[BEGIN DATASET EXTRACT]

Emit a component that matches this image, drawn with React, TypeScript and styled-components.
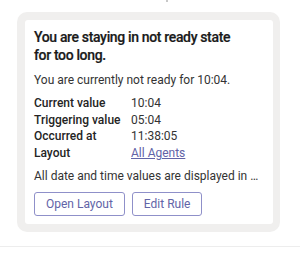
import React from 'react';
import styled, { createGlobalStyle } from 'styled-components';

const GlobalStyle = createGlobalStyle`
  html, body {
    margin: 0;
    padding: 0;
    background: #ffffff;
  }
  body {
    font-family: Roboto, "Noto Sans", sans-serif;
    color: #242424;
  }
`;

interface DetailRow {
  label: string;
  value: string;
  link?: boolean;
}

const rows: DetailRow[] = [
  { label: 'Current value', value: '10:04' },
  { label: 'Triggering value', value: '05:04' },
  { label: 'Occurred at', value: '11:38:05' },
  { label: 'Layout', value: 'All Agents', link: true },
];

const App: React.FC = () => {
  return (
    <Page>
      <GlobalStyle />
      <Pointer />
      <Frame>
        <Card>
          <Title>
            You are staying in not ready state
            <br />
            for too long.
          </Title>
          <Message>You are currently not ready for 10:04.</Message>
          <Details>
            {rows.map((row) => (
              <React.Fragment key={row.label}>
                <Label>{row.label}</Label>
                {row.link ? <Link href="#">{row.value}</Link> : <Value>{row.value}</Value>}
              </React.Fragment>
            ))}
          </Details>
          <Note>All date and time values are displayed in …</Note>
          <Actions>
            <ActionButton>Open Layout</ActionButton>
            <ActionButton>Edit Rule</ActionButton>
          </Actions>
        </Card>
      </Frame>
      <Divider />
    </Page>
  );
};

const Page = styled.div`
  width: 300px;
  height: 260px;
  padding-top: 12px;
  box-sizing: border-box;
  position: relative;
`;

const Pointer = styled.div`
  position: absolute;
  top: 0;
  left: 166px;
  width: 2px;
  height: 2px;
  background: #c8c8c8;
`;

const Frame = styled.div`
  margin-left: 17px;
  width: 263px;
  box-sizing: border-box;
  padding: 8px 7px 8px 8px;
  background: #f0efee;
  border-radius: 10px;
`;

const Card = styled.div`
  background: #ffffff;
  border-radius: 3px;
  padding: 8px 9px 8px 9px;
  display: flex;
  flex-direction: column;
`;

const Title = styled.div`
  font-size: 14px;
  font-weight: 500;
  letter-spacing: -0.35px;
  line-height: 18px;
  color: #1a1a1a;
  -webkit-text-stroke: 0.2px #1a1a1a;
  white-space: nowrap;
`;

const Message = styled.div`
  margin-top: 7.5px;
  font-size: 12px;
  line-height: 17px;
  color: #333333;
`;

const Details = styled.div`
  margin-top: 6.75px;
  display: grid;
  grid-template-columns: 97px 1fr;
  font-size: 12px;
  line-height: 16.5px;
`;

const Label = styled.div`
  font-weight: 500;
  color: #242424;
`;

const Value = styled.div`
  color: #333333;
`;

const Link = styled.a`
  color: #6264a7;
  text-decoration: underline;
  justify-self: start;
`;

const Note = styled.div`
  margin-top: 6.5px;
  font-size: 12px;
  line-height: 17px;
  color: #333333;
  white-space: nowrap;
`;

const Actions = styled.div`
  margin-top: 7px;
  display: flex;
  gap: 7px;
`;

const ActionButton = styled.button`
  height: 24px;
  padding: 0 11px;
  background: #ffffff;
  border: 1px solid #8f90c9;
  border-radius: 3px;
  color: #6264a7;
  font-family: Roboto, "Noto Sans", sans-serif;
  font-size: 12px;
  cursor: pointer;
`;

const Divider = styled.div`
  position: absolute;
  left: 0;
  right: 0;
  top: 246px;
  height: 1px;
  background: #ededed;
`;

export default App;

[END DATASET EXTRACT]

:: TASK PROMPT ::
Show every line of the listing in which the string "components" can be found.

:: EXERCISE ANSWER ::
Emit a component that matches this image, drawn with React, TypeScript and styled-components.
import styled, { createGlobalStyle } from 'styled-components';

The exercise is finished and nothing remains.